File Encryption

File encryption protects individual files or file systems by encrypting them with a specific key, making them accessible only to the keyholder. The goal is to prevent malicious or unauthorized parties from accessing files that are stored on the disk. Support for file encryption can be built into an operating system or file system. A decryption key allows access to the sensitive files. File encryption is helpful if a user needs to send individual files securely over the internet or store them on a removable device such as a USB stick. A file in transit is sometimes referred to as data in motion.

Cryptography and file encryption

Cryptography, the practice of encrypting and decrypting sensitive data, takes two forms: asymmetric or public-key cryptography, and symmetric cryptography. Asymmetric cryptography uses a generally known public encryption key, allowing anyone with the public key to encrypt data. However, only users with the private key can decrypt the data, which creates greater security. Symmetric cryptography uses a single key for encryption and decryption.

Full disk encryption, on the other hand, secures an entire disk or drive but doesn’t encrypt individual files within the disk.
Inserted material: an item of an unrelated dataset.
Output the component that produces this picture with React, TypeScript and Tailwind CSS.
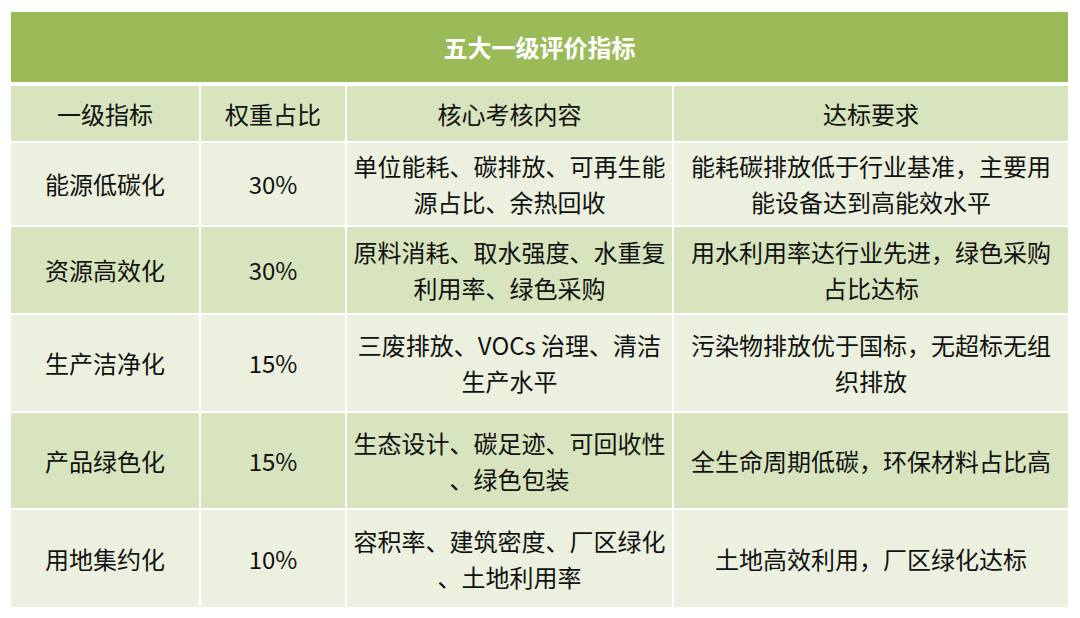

It’s wise to use file encryption and full disk encryption simultaneously for extra security, so that both your hard drive and your individual files are protected.

Some companies are encrypting their sensitive data in the cloud, but they’re the minority. Storing encrypted files in cloud applications can be more complicated. However, IT professionals believe the cloud will become more important, which may mean more encrypted file storage in cloud applications.